Mexican President Claudia Sheinbaum hinted at retaliation over US President-elect Donald Trump’s proposed tariffs on her nation’s exports on Tuesday as the peso slid against the dollar.

Trump vowed on Monday night to impose tariffs of 25% on all imports from Mexico and Canada on his first day in office, accusing the two countries of failing to do enough to curb illegal migration and drug trafficking.

“The phenomenon of migration or the consumption of drugs in the United States will not be dealt with by threats or with tariffs,” Sheinbaum wrote in a letter to the next US president, which she read out at her daily press conference.

“One tariff will come in response to another, and so on until we put shared companies at risk,” she said, noting big US car makers were among Mexico’s principal exporters to the US.

Sheinbaum added tariffs on such companies were “not acceptable and would cause inflation and joblessness for the US and Mexico”.

On Tuesday morning, the Mexican peso shed 2.3% against the US dollar, adding to a sharp depreciation this year, while the Canadian dollar fell to a four-year low.

The Mexican president added that Trump was “probably not aware” of the work Mexico was doing on migration, saying US border patrol apprehensions of undocumented migrants were down by three-quarters from last December and tonnes of illicit narcotics had been seized.

Trump said in his post on Monday that “thousands of people are pouring through Mexico and Canada, bringing crime and drugs at levels never seen before”.

Some commenters contrasted Sheinbaum’s outspoken letter with the approach of Andres Manuel Lopez Obrador, her predecessor as Mexico’s president, who built a strong relationship with Trump by avoiding critical comments and beefing up migration enforcement.

“It wasn’t necessary to react this way. There’s still two months until Trump’s inauguration,” said Antonio Ocaranza, director of Mexican consulting firm Oca Reputacion.
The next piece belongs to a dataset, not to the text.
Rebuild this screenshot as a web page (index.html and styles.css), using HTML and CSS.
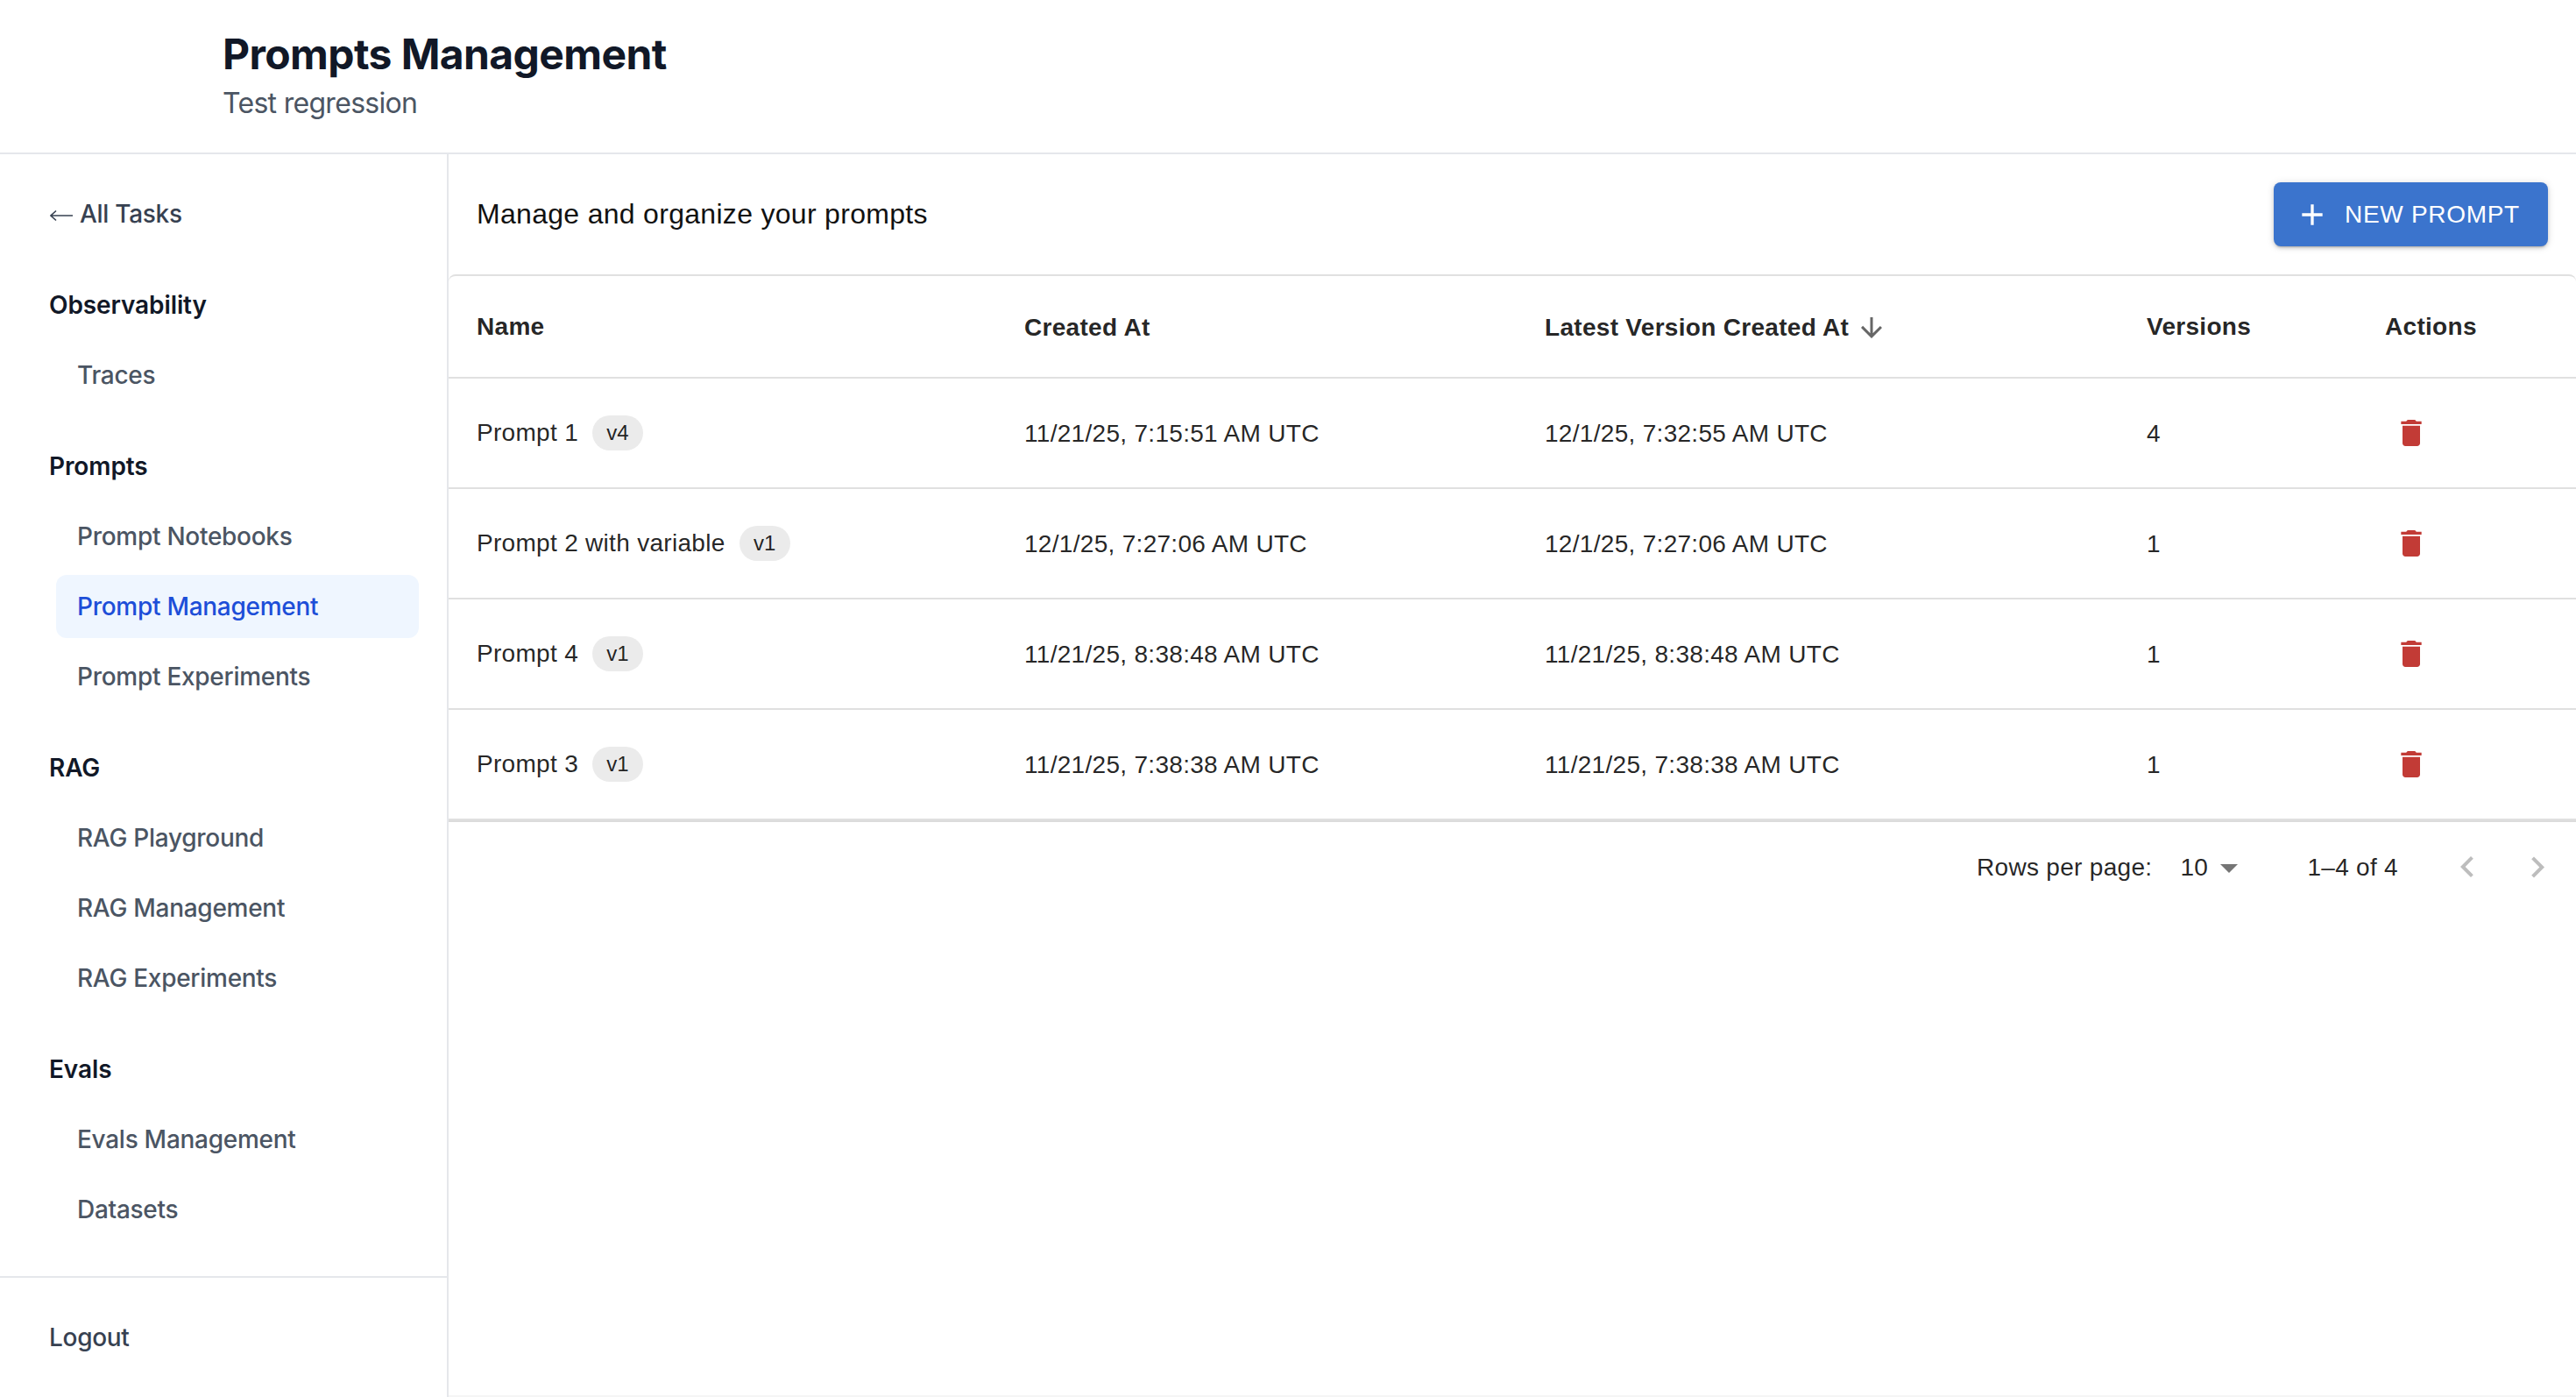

“At this rate, the number of letters to write from here to January could be numerous.”

The proposed tariffs marked the opening salvos in Trump’s protectionist trade plan since his victory in this month’s election.

The president-elect also said he would impose additional levies of 10% on Chinese exports, pointing to what he characterised as Beijing’s failure to stop “massive amounts of drugs, in particular fentanyl, being sent into the United States”.

However, this figure was lower than the 60% he had previously threatened.

China’s onshore renminbi slipped 0.2% to RMB7.25.

Canadian Prime Minister Justin Trudeau spoke to Trump on Monday night to discuss border security and trade.

On Tuesday, Trudeau told reporters: “There’s work to do and we know how to do it.”

In a sign of the reverberation in the US from the tariffs, the chief executive of US electronics retailer Best Buy warned that 60% of its cost of goods had historically come from China, with Mexico as the second-largest source of imported products.

There was “very little in the consumer electronics space that is not imported”, said Corie Barry. “Almost everything is imported.”